Gover reviews the history and evaluates the current state of the federal-tribal trust relationship. While arguing that this relationship is based on the idea that Indians are incompetent to control their own affairs, he also suggests that, in view of the current Cobell litigation and of passage of the American Indian Trust Fund Management Act, reform in the relationship may now be possible. Recognizing the policy movement toward tribal self-governance, he suggests that authorization over land transactions should be assumed by tribes. This would give tribes leverage in loans and mortgage situations in which tribal land could be used as collateral, opening doors for home-ownership, construction, and enterprise development. Instead of relying on Congressional reforms that would apply to all tribes, Gover proposes that the trust relationship be redefined on a tribe-by-tribe basis, giving individual Indian nations the opportunity to decide for themselves which parts of the trust relationship they wish to retain. This would require negotiation on many points. Admitting that the idea is controversial, he addresses a number of points in detail, including state taxation and regulation immunity, tribal jurisdiction, retention of specific trust lands, alienability, lease approvals, enforcement, acquiring additional trust lands, and liability.

Stacy L. Leeds, “Moving Toward Exclusive Tribal Autonomy over Lands and Natural Resources,” pp. 439-61.
Leeds likewise claims that an end to the federal trust relationship over Indian lands is the only means to tribal control and autonomy. Under current policy, tribes have the options of keeping their land in federal trusteeship or maintaining fee ownership under state regulations; either way they are not truly autonomous land holders. Leeds outlines the means for a gradual end to federal control and return to Indian land tenure. This can happen through a combination of (1) property conveyances that would change fee title from the federal government to tribal governments or to individuals, or to put the tribes in the position of trustee of tribal lands, and (2) amending current federal law to allow tribes exclusive jurisdiction over tribal lands to avoid the disadvantage of putting land under state regulatory control once it is taken out of federal trust. Paying particular attention to the goals of exclusive tribal jurisdiction, the elimination of regulatory interference, and establishment of Indian ownership of tribal land bases, Leeds claims such a proposal is required for self-determination.

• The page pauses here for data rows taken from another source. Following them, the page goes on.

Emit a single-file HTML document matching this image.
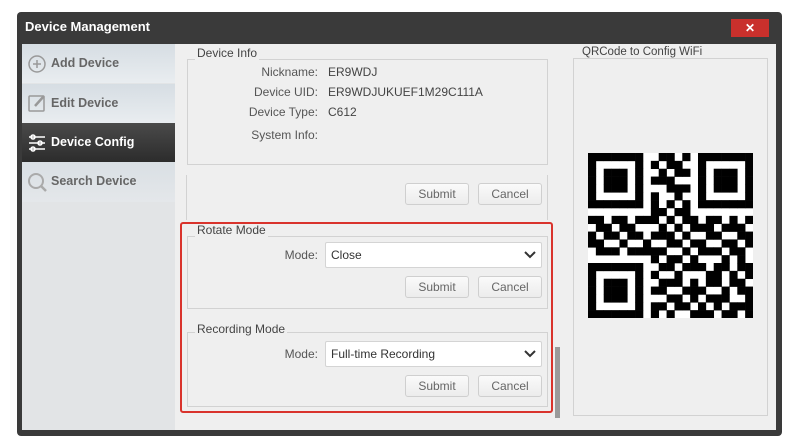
<!DOCTYPE html><html><head><style>
*{margin:0;padding:0;box-sizing:border-box}
body{width:798px;height:446px;background:#fff;font-family:"Liberation Sans",sans-serif;position:relative;overflow:hidden}
.a{position:absolute}
.win{left:17px;top:12px;width:765px;height:424px;background:#3a3a3a;border-radius:4px}
.title{left:25px;top:19px;color:#fff;font-weight:bold;font-size:13px}
.close{left:731px;top:19px;width:38px;height:18px;background:#c9302c;color:#fff;font-size:12px;text-align:center;line-height:18px;font-weight:bold}
.body{left:22px;top:44px;width:754px;height:386px;background:#efefef}
.side{left:22px;top:44px;width:153px;height:386px;background:#e2e4e6}
.item{position:absolute;left:0;width:153px;height:39px;background:linear-gradient(#d6dde3,#e9edf0);color:#666;font-weight:bold;font-size:12.5px;line-height:39px;padding-left:29px}
.item.on{background:linear-gradient(#4a4a4a,#2c2c2c);color:#fff}
.grp{position:absolute;border:1px solid #d2d2d2}
.gt{position:absolute;background:#efefef;font-size:12px;color:#444;padding:0 2px}
.lbl{position:absolute;font-size:12px;color:#555;text-align:right}
.btn{position:absolute;width:64px;height:22px;border:1px solid #cfcfcf;border-radius:3px;background:linear-gradient(#fafafa,#ececec);font-size:12px;color:#666;text-align:center;line-height:20px}
.sel{position:absolute;left:325px;width:217px;height:26px;background:#fff;border:1px solid #d4d4d4;border-radius:2px;font-size:12px;color:#333;line-height:24px;padding-left:5px}
.sel svg{position:absolute;right:5px;top:8px}
</style></head><body>
<div class="a win"></div>
<div class="a title">Device Management</div>
<div class="a close">✕</div>
<div class="a body"></div>
<div class="a side">
<div class="item" style="top:0">Add Device</div>
<div class="item" style="top:40px">Edit Device</div>
<div class="item on" style="top:79px">Device Config</div>
<div class="item" style="top:118px;height:40px;background:linear-gradient(#d9dfe4,#e4e7ea)">Search Device</div>
</div>
<svg class="a" style="left:26px;top:52px" width="24" height="150" viewBox="0 0 24 150" fill="none" stroke-width="1.5">
<circle cx="11" cy="12" r="8" stroke="#999"/><path d="M11 8v8M7 12h8" stroke="#999"/>
<rect x="3" y="44" width="15" height="15" stroke="#999" rx="1"/><path d="M9 54l9-10" stroke="#999" stroke-width="2.5"/>
<path d="M3 85h16M3 91h16M3 97h16" stroke="#fff"/><circle cx="7" cy="85" r="2" stroke="#fff"/><circle cx="14" cy="91" r="2" stroke="#fff"/><circle cx="7" cy="97" r="2" stroke="#fff"/>
<circle cx="10" cy="129" r="7" stroke="#aaa" stroke-width="2"/><path d="M15 134l5 5" stroke="#aaa" stroke-width="2.5"/>
</svg>
<div class="grp" style="left:187px;top:59px;width:361px;height:106px"></div>
<div class="gt" style="left:195px;top:46px">Device Info</div>
<div class="lbl" style="left:220px;top:65px;width:98px">Nickname:</div>
<div class="lbl" style="left:220px;top:85px;width:98px">Device UID:</div>
<div class="lbl" style="left:220px;top:105px;width:98px">Device Type:</div>
<div class="lbl" style="left:220px;top:128px;width:98px">System Info:</div>
<div class="lbl" style="left:328px;top:65px;text-align:left;color:#444">ER9WDJ</div>
<div class="lbl" style="left:328px;top:85px;text-align:left;color:#444">ER9WDJUKUEF1M29C111A</div>
<div class="lbl" style="left:328px;top:105px;text-align:left;color:#444">C612</div>
<div class="a" style="left:186px;top:175px;width:1px;height:45px;background:#d2d2d2"></div>
<div class="a" style="left:547px;top:175px;width:1px;height:45px;background:#d2d2d2"></div>
<div class="btn" style="left:405px;top:183px">Submit</div>
<div class="btn" style="left:478px;top:183px">Cancel</div>
<div class="grp" style="left:187px;top:236px;width:361px;height:73px"></div>
<div class="gt" style="left:195px;top:223px">Rotate Mode</div>
<div class="lbl" style="left:260px;top:248px;width:58px">Mode:</div>
<div class="sel" style="top:242px">Close<svg width="12" height="8"><path d="M1 1l5 5 5-5" stroke="#333" stroke-width="2" fill="none"/></svg></div>
<div class="btn" style="left:405px;top:276px">Submit</div>
<div class="btn" style="left:478px;top:276px">Cancel</div>
<div class="grp" style="left:187px;top:332px;width:361px;height:75px"></div>
<div class="gt" style="left:195px;top:322px">Recording Mode</div>
<div class="lbl" style="left:260px;top:347px;width:58px">Mode:</div>
<div class="sel" style="top:341px">Full-time Recording<svg width="12" height="8"><path d="M1 1l5 5 5-5" stroke="#333" stroke-width="2" fill="none"/></svg></div>
<div class="btn" style="left:405px;top:375px">Submit</div>
<div class="btn" style="left:478px;top:375px">Cancel</div>
<div class="a" style="left:555px;top:347px;width:5px;height:71px;background:#9a9a9a"></div>
<div class="a" style="left:180px;top:222px;width:373px;height:191px;border:2.5px solid #d9332c;border-radius:3px"></div>
<div class="grp" style="left:573px;top:58px;width:195px;height:358px"></div>
<div class="gt" style="left:580px;top:46px;font-size:11.5px">QRCode to Config WiFi</div>
<svg class="a" style="left:588px;top:153px" width="165" height="165" id="qr"></svg>
<script>
var rows=["111111100110101111111","100000101011001000001","101110100101101011101","101110101110001011101","101110100011101011101","100000101001001000001","111111101010101111111","000000001101100000000","110110111010110110101","011011000101011101110","101101101110100110011","110010010011011001101","011101111100101110110","000000001011010001010","111111100110111011011","100000101001000110101","101110100111010110110","101110101100111001011","101110100011010111001","100000101101101010111","111111101010011101101"];
var s="",m=165/21;for(var y=0;y<21;y++)for(var x=0;x<21;x++)if(rows[y][x]=="1")s+='<rect x="'+(x*m).toFixed(2)+'" y="'+(y*m).toFixed(2)+'" width="'+(m+0.3).toFixed(2)+'" height="'+(m+0.3).toFixed(2)+'"/>';
document.getElementById("qr").innerHTML='<rect width="165" height="165" fill="#fff"/>'+s;
</script>
</body></html>
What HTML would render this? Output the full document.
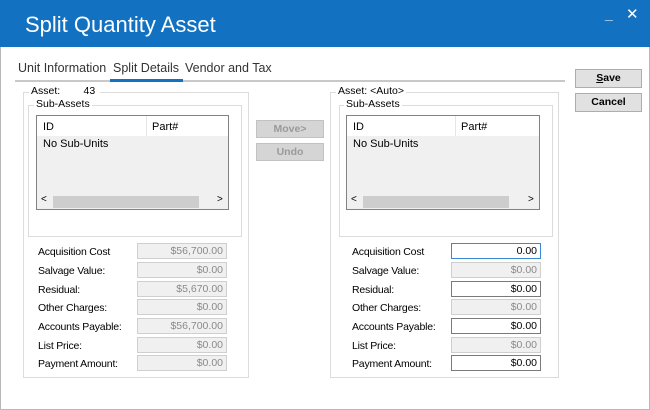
<!DOCTYPE html>
<html><head><style>
*{box-sizing:border-box;margin:0;padding:0}
body{width:650px;height:410px;overflow:hidden;background:#fff;font-family:"Liberation Sans",sans-serif;font-size:11px;color:#000;position:relative}
.a{position:absolute}
.title{left:0;top:0;width:650px;height:47px;background:#1272c1}
.gb{border:1px solid #dcdcdc}
.leg{background:#fff;padding:0 2px;font-size:10.5px;white-space:nowrap}
.lv{border:1px solid #828282;background:#f0f0f0}
.btn{background:#e1e1e1;border:1px solid #adadad;text-align:center;font-weight:bold;font-size:10.5px;line-height:16px}
.lbl{font-size:10.5px;letter-spacing:-0.2px}
.box{width:90px;height:16px;border:1px solid #cfcfcf;background:#f0f0f0;color:#8a8a8a;text-align:right;padding-right:3px;font-size:10.5px;line-height:14px}
.en{background:#fff;border:1px solid #7a7a7a;color:#000}
</style></head><body>
<div class="a" style="left:0;top:0;width:650px;height:410px;border:1px solid #b8b8b8;border-top:none"></div>
<div class="a title"></div>
<div class="a" style="left:25px;top:12px;color:#fff;font-size:22px">Split Quantity Asset</div>
<div class="a" style="left:605px;top:6px;color:#fff;font-size:14px;font-weight:bold">_</div>
<div class="a" style="left:626px;top:5px;color:#fff;font-size:15px">✕</div>

<div class="a" style="left:18px;top:61px;font-size:12.5px;color:#333">Unit Information</div>
<div class="a" style="left:113px;top:61px;font-size:12.5px;color:#333">Split Details</div>
<div class="a" style="left:185px;top:61px;font-size:12.5px;color:#333">Vendor and Tax</div>
<div class="a" style="left:15px;top:80px;width:550px;height:2px;background:#c8c8c8"></div>
<div class="a" style="left:110px;top:79px;width:73px;height:3px;background:#1272c1"></div>

<div class="a btn" style="left:575px;top:69px;width:67px;height:19px"><u>S</u>ave</div>
<div class="a btn" style="left:575px;top:93px;width:67px;height:19px">Cancel</div>
<div class="a btn" style="left:256px;top:120px;width:68px;height:18px;color:#9a9a9a;background:#d5d5d5;border-color:#c2c2c2">Move&gt;</div>
<div class="a btn" style="left:256px;top:143px;width:68px;height:18px;color:#9a9a9a;background:#d5d5d5;border-color:#c2c2c2">Undo</div>

<!-- left group -->
<div class="a gb" style="left:23px;top:92px;width:226px;height:286px"></div>
<div class="a leg" style="left:29px;top:85px">Asset:&nbsp;&nbsp;&nbsp;&nbsp;&nbsp;&nbsp;&nbsp;&nbsp;43&nbsp;</div>
<div class="a gb" style="left:28px;top:105px;width:214px;height:132px"></div>
<div class="a leg" style="left:34px;top:98px">Sub-Assets</div>
<div class="a lv" style="left:36px;top:115px;width:193px;height:95px">
 <div class="a" style="left:0;top:0;width:191px;height:20px;background:#fff"></div>
 <div class="a" style="left:109px;top:0;width:1px;height:20px;background:#e5e5e5"></div>
 <div class="a" style="left:6px;top:5px">ID</div>
 <div class="a" style="left:115px;top:5px">Part#</div>
 <div class="a" style="left:6px;top:22px">No Sub-Units</div>
 <div class="a" style="left:16px;top:80px;width:146px;height:12px;background:#cdcdcd"></div>
 <div class="a" style="left:4px;top:78px;font-size:10px">&lt;</div>
 <div class="a" style="left:180px;top:78px;font-size:10px">&gt;</div>
</div>

<!-- right group -->
<div class="a gb" style="left:330px;top:92px;width:229px;height:286px"></div>
<div class="a leg" style="left:336px;top:85px">Asset: &lt;Auto&gt;</div>
<div class="a gb" style="left:339px;top:105px;width:214px;height:132px"></div>
<div class="a leg" style="left:344px;top:98px">Sub-Assets</div>
<div class="a lv" style="left:346px;top:115px;width:194px;height:95px">
 <div class="a" style="left:0;top:0;width:192px;height:20px;background:#fff"></div>
 <div class="a" style="left:108px;top:0;width:1px;height:20px;background:#e5e5e5"></div>
 <div class="a" style="left:6px;top:5px">ID</div>
 <div class="a" style="left:114px;top:5px">Part#</div>
 <div class="a" style="left:6px;top:22px">No Sub-Units</div>
 <div class="a" style="left:16px;top:80px;width:146px;height:12px;background:#cdcdcd"></div>
 <div class="a" style="left:4px;top:78px;font-size:10px">&lt;</div>
 <div class="a" style="left:181px;top:78px;font-size:10px">&gt;</div>
</div>

<!-- left fields -->
<div class="a lbl" style="left:38px;top:246px">Acquisition Cost</div><div class="a box" style="left:137px;top:243px">$56,700.00</div>
<div class="a lbl" style="left:38px;top:265px">Salvage Value:</div><div class="a box" style="left:137px;top:262px">$0.00</div>
<div class="a lbl" style="left:38px;top:284px">Residual:</div><div class="a box" style="left:137px;top:281px">$5,670.00</div>
<div class="a lbl" style="left:38px;top:302px">Other Charges:</div><div class="a box" style="left:137px;top:299px">$0.00</div>
<div class="a lbl" style="left:38px;top:321px">Accounts Payable:</div><div class="a box" style="left:137px;top:318px">$56,700.00</div>
<div class="a lbl" style="left:38px;top:340px">List Price:</div><div class="a box" style="left:137px;top:337px">$0.00</div>
<div class="a lbl" style="left:38px;top:358px">Payment Amount:</div><div class="a box" style="left:137px;top:355px">$0.00</div>

<!-- right fields -->
<div class="a lbl" style="left:352px;top:246px">Acquisition Cost</div><div class="a box en" style="left:451px;top:243px;border-color:#3c8ad6">0.00</div>
<div class="a lbl" style="left:352px;top:265px">Salvage Value:</div><div class="a box" style="left:451px;top:262px">$0.00</div>
<div class="a lbl" style="left:352px;top:284px">Residual:</div><div class="a box en" style="left:451px;top:281px">$0.00</div>
<div class="a lbl" style="left:352px;top:302px">Other Charges:</div><div class="a box" style="left:451px;top:299px">$0.00</div>
<div class="a lbl" style="left:352px;top:321px">Accounts Payable:</div><div class="a box en" style="left:451px;top:318px">$0.00</div>
<div class="a lbl" style="left:352px;top:340px">List Price:</div><div class="a box" style="left:451px;top:337px">$0.00</div>
<div class="a lbl" style="left:352px;top:358px">Payment Amount:</div><div class="a box en" style="left:451px;top:355px">$0.00</div>
</body></html>
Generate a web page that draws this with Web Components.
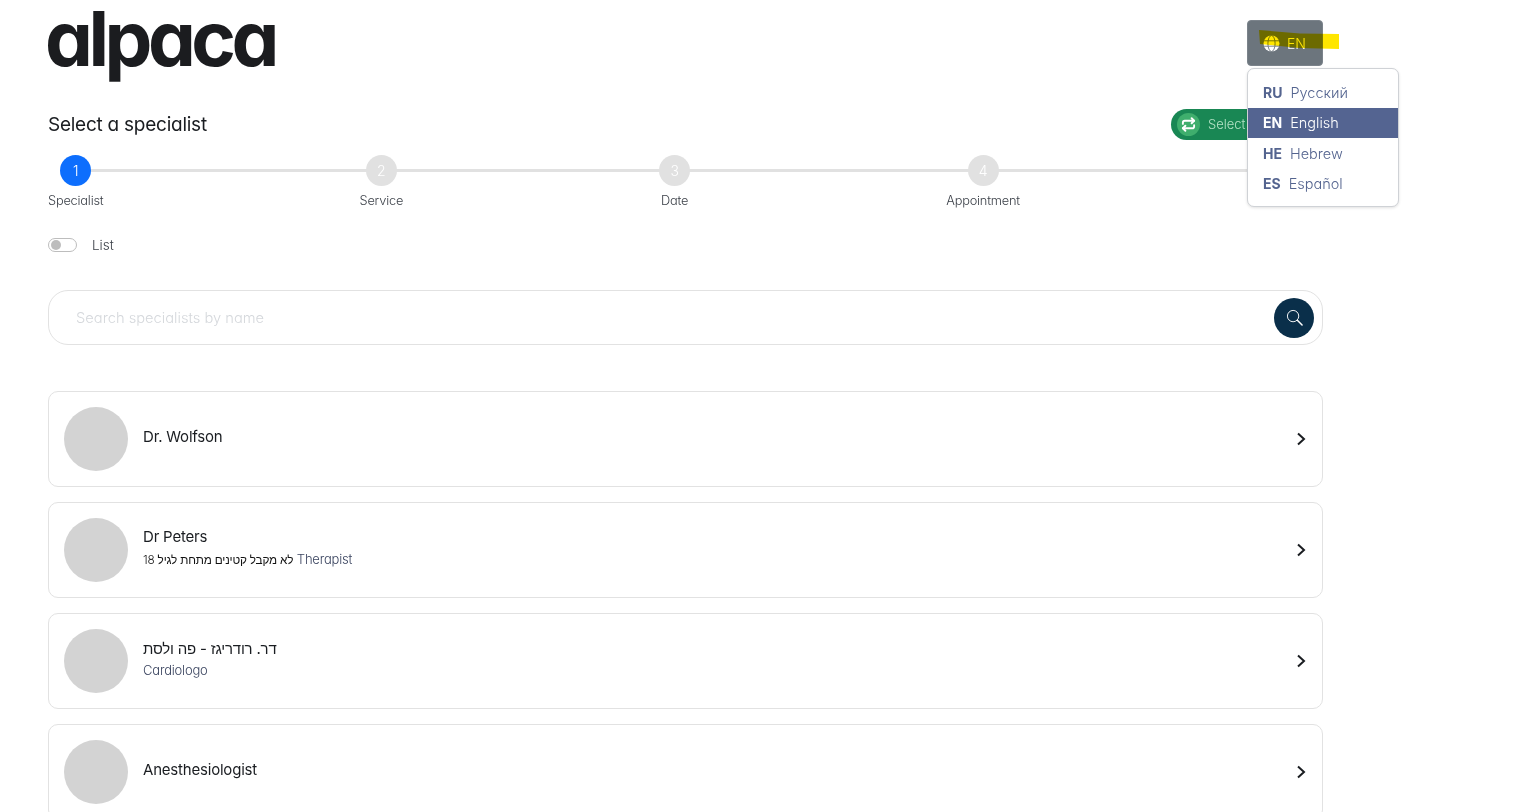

Judith V. Royster, “Indian Water and the Federal Trust: Some Proposals for Federal Action,” pp. 375-98.
Indian water resources, says Royster, are trust resources; under the Winters doctrine, the federal fiduciary responsibility to tribes on reservations implies access to water that would make living on reservation lands possible. Additionally, the rights guaranteed to tribes through treaties and agreements include the protection of traditional practices, including the use of water and access to fishing places. However, Indian water rights are commonly left unprotected by the federal trusteeship. While the federal government could protect tribal water rights through regulatory legislation that would establish a comprehensive federal management plan or place the Department of the Interior in control, such legislation would not promote Indian self-determination.
Alternatively, the author proposes five actions the federal government could take that would promote tribal authority over tribal water resources. (1) The Department of the Interior could lift an outdated moratorium on approval of tribal water codes for those tribes that must get Interior approval of their laws. (2) Interior could account for all tribal rights when determining if activities adversely affect endangered species under the Endangered Species Act (ESA). Currently, such assessments are measured against exercised rights which often do not include tribal rights. (3) Congress could change the McCarran Amendment of 1954, under which, in general stream adjudication, tribes face the choice of relying on the federal government to adjudicate or waiving sovereign immunity to suit in state court. Royster further suggests that all tribal v. state water rights cases be adjudicated in federal courts unless tribes waive that option. (4) Congress could create a Freedom of Information Act (FOIA) “trust exemption” that would protect information shared between the federal government and a tribe from other parties involved in litigation with the tribe. (5) Finally, Congress could authorize tribal water marketing, allowing tribes to sell or lease their water or water rights to non-tribal users, and therefore enable tribes to benefit from existing non-tribal free use of tribal waters.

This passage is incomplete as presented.